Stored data
--------

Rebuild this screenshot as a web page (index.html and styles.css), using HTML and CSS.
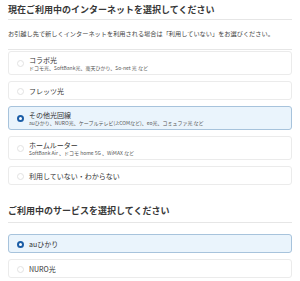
FILE: index.html
```html
<!doctype html>
<html lang="ja">
<head>
    <meta charset="UTF-8">
    <title>インターネット選択</title>
    <link rel="stylesheet" href="styles.css">
</head>
<body>
<div class="page">
    <h1 class="title">現在ご利用中のインターネットを選択してください</h1>
    <p class="note">お引越し先で新しくインターネットを利用される場合は「利用していない」をお選びください。</p>
    <div class="options first">
        <label class="card">
            <span class="radio"></span>
            <span class="text">
                <span class="name">コラボ光</span>
                <span class="sub">ドコモ光、SoftBank光、楽天ひかり、So-net 光 など</span>
            </span>
        </label>
        <label class="card">
            <span class="radio"></span>
            <span class="text"><span class="name">フレッツ光</span></span>
        </label>
        <label class="card on">
            <span class="radio"></span>
            <span class="text">
                <span class="name">その他光回線</span>
                <span class="sub">auひかり、NURO光、ケーブルテレビ(J:COMなど)、eo光、コミュファ光 など</span>
            </span>
        </label>
        <label class="card">
            <span class="radio"></span>
            <span class="text">
                <span class="name">ホームルーター</span>
                <span class="sub">SoftBank Air 、ドコモ home 5G 、WiMAX など</span>
            </span>
        </label>
        <label class="card">
            <span class="radio"></span>
            <span class="text"><span class="name">利用していない・わからない</span></span>
        </label>
    </div>

    <h2 class="title second">ご利用中のサービスを選択してください</h2>
    <div class="options">
        <label class="card on">
            <span class="radio"></span>
            <span class="text"><span class="name">auひかり</span></span>
        </label>
        <label class="card">
            <span class="radio"></span>
            <span class="text"><span class="name">NURO光</span></span>
        </label>
    </div>
</div>
</body>
</html>
```

FILE: styles.css
```css
* { margin: 0; padding: 0; box-sizing: border-box; }
body { background: #fff; color: #333; font-family: "Noto Sans CJK JP", "Noto Sans", sans-serif; }
.page { padding: 3px 8px 0; }

.title { font-size: 9px; line-height: 13px; font-weight: bold; color: #383838; padding-bottom: 3px; border-bottom: 1px solid #e6e6e6; }
.title.second { margin-top: 19px; padding-bottom: 5px; }

.note { font-size: 6.2px; line-height: 9px; color: #444; padding: 9px 0 11px; border-bottom: 1px solid #e6e6e6; }

.options { display: flex; flex-direction: column; gap: 6px; margin-top: 11px; }
.options.first { margin-top: 1px; }

.card { display: flex; align-items: center; gap: 5px; padding: 4px 8px 3px; border: 1px solid #ebebeb; border-radius: 3px; background: #fff; cursor: pointer; }
.card .radio { width: 7px; height: 7px; border-radius: 50%; border: 1px solid #e2e2e2; background: #fff; flex: none; }
.card .text { display: flex; flex-direction: column; }
.card .name { font-size: 7px; line-height: 10px; color: #333; }
.card .name:not(:only-child) { line-height: 9px; }
.card .sub { font-size: 5px; line-height: 6px; color: #555; }

.card.on { background: #eaf4fc; border-color: #a7c3dc; }
.card.on .radio { border: 2px solid #1b5da6; }
```
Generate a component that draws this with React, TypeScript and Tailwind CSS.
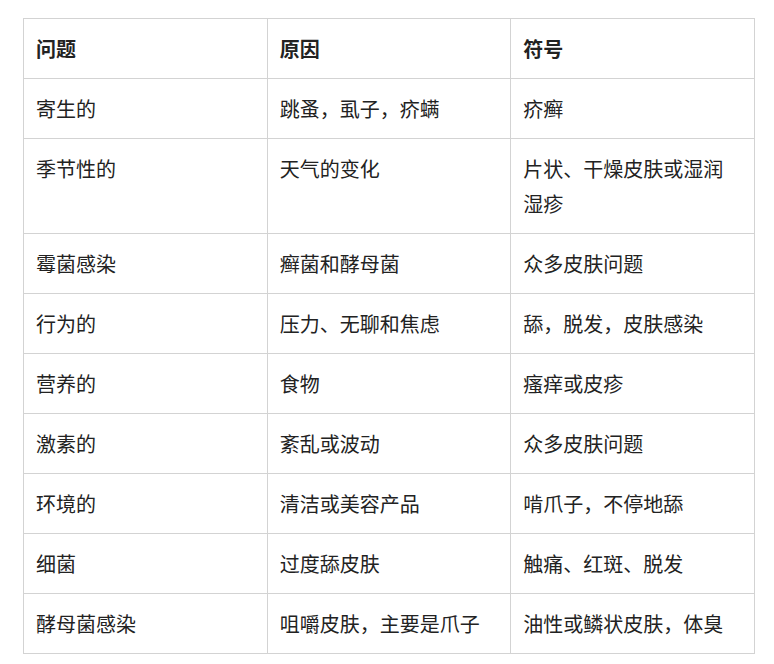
import React from "react";

const rows: [string, string, string][] = [
  ["寄生的", "跳蚤，虱子，疥螨", "疥癣"],
  ["季节性的", "天气的变化", "片状、干燥皮肤或湿润湿疹"],
  ["霉菌感染", "癣菌和酵母菌", "众多皮肤问题"],
  ["行为的", "压力、无聊和焦虑", "舔，脱发，皮肤感染"],
  ["营养的", "食物", "瘙痒或皮疹"],
  ["激素的", "紊乱或波动", "众多皮肤问题"],
  ["环境的", "清洁或美容产品", "啃爪子，不停地舔"],
  ["细菌", "过度舔皮肤", "触痛、红斑、脱发"],
  ["酵母菌感染", "咀嚼皮肤，主要是爪子", "油性或鳞状皮肤，体臭"],
];

export default function App() {
  return (
    <div
      className="bg-white w-[774px] h-[664px] pt-[18px] pl-[23px]"
      style={{ fontFamily: '"Noto Sans CJK SC", "Noto Sans", sans-serif' }}
    >
      <table className="table-fixed border-collapse w-[732px] text-[20px] leading-[35px] text-[#222]">
        <thead>
          <tr>
            {["问题", "原因", "符号"].map((h) => (
              <th
                key={h}
                className="border border-[#d3d3d3] px-3 py-3 text-left font-bold align-top"
              >
                {h}
              </th>
            ))}
          </tr>
        </thead>
        <tbody>
          {rows.map((r, i) => (
            <tr key={i}>
              {r.map((c, j) => (
                <td
                  key={j}
                  className="border border-[#d3d3d3] px-3 py-3 align-top font-normal"
                >
                  {c}
                </td>
              ))}
            </tr>
          ))}
        </tbody>
      </table>
    </div>
  );
}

--------

Exercise brief
Take the data above and repeat it exactly, leaving each picture out.

Output for this task
Rebuild this screenshot as a web page (index.html and styles.css), using HTML and CSS.
FILE: index.html
```html
<!doctype html>
<html lang="ja">
<head>
    <meta charset="UTF-8">
    <title>インターネット選択</title>
    <link rel="stylesheet" href="styles.css">
</head>
<body>
<div class="page">
    <h1 class="title">現在ご利用中のインターネットを選択してください</h1>
    <p class="note">お引越し先で新しくインターネットを利用される場合は「利用していない」をお選びください。</p>
    <div class="options first">
        <label class="card">
            <span class="radio"></span>
            <span class="text">
                <span class="name">コラボ光</span>
                <span class="sub">ドコモ光、SoftBank光、楽天ひかり、So-net 光 など</span>
            </span>
        </label>
        <label class="card">
            <span class="radio"></span>
            <span class="text"><span class="name">フレッツ光</span></span>
        </label>
        <label class="card on">
            <span class="radio"></span>
            <span class="text">
                <span class="name">その他光回線</span>
                <span class="sub">auひかり、NURO光、ケーブルテレビ(J:COMなど)、eo光、コミュファ光 など</span>
            </span>
        </label>
        <label class="card">
            <span class="radio"></span>
            <span class="text">
                <span class="name">ホームルーター</span>
                <span class="sub">SoftBank Air 、ドコモ home 5G 、WiMAX など</span>
            </span>
        </label>
        <label class="card">
            <span class="radio"></span>
            <span class="text"><span class="name">利用していない・わからない</span></span>
        </label>
    </div>

    <h2 class="title second">ご利用中のサービスを選択してください</h2>
    <div class="options">
        <label class="card on">
            <span class="radio"></span>
            <span class="text"><span class="name">auひかり</span></span>
        </label>
        <label class="card">
            <span class="radio"></span>
            <span class="text"><span class="name">NURO光</span></span>
        </label>
    </div>
</div>
</body>
</html>
```

FILE: styles.css
```css
* { margin: 0; padding: 0; box-sizing: border-box; }
body { background: #fff; color: #333; font-family: "Noto Sans CJK JP", "Noto Sans", sans-serif; }
.page { padding: 3px 8px 0; }

.title { font-size: 9px; line-height: 13px; font-weight: bold; color: #383838; padding-bottom: 3px; border-bottom: 1px solid #e6e6e6; }
.title.second { margin-top: 19px; padding-bottom: 5px; }

.note { font-size: 6.2px; line-height: 9px; color: #444; padding: 9px 0 11px; border-bottom: 1px solid #e6e6e6; }

.options { display: flex; flex-direction: column; gap: 6px; margin-top: 11px; }
.options.first { margin-top: 1px; }

.card { display: flex; align-items: center; gap: 5px; padding: 4px 8px 3px; border: 1px solid #ebebeb; border-radius: 3px; background: #fff; cursor: pointer; }
.card .radio { width: 7px; height: 7px; border-radius: 50%; border: 1px solid #e2e2e2; background: #fff; flex: none; }
.card .text { display: flex; flex-direction: column; }
.card .name { font-size: 7px; line-height: 10px; color: #333; }
.card .name:not(:only-child) { line-height: 9px; }
.card .sub { font-size: 5px; line-height: 6px; color: #555; }

.card.on { background: #eaf4fc; border-color: #a7c3dc; }
.card.on .radio { border: 2px solid #1b5da6; }
```
Generate a component that draws this with React, TypeScript and Tailwind CSS.
import React from "react";

const rows: [string, string, string][] = [
  ["寄生的", "跳蚤，虱子，疥螨", "疥癣"],
  ["季节性的", "天气的变化", "片状、干燥皮肤或湿润湿疹"],
  ["霉菌感染", "癣菌和酵母菌", "众多皮肤问题"],
  ["行为的", "压力、无聊和焦虑", "舔，脱发，皮肤感染"],
  ["营养的", "食物", "瘙痒或皮疹"],
  ["激素的", "紊乱或波动", "众多皮肤问题"],
  ["环境的", "清洁或美容产品", "啃爪子，不停地舔"],
  ["细菌", "过度舔皮肤", "触痛、红斑、脱发"],
  ["酵母菌感染", "咀嚼皮肤，主要是爪子", "油性或鳞状皮肤，体臭"],
];

export default function App() {
  return (
    <div
      className="bg-white w-[774px] h-[664px] pt-[18px] pl-[23px]"
      style={{ fontFamily: '"Noto Sans CJK SC", "Noto Sans", sans-serif' }}
    >
      <table className="table-fixed border-collapse w-[732px] text-[20px] leading-[35px] text-[#222]">
        <thead>
          <tr>
            {["问题", "原因", "符号"].map((h) => (
              <th
                key={h}
                className="border border-[#d3d3d3] px-3 py-3 text-left font-bold align-top"
              >
                {h}
              </th>
            ))}
          </tr>
        </thead>
        <tbody>
          {rows.map((r, i) => (
            <tr key={i}>
              {r.map((c, j) => (
                <td
                  key={j}
                  className="border border-[#d3d3d3] px-3 py-3 align-top font-normal"
                >
                  {c}
                </td>
              ))}
            </tr>
          ))}
        </tbody>
      </table>
    </div>
  );
}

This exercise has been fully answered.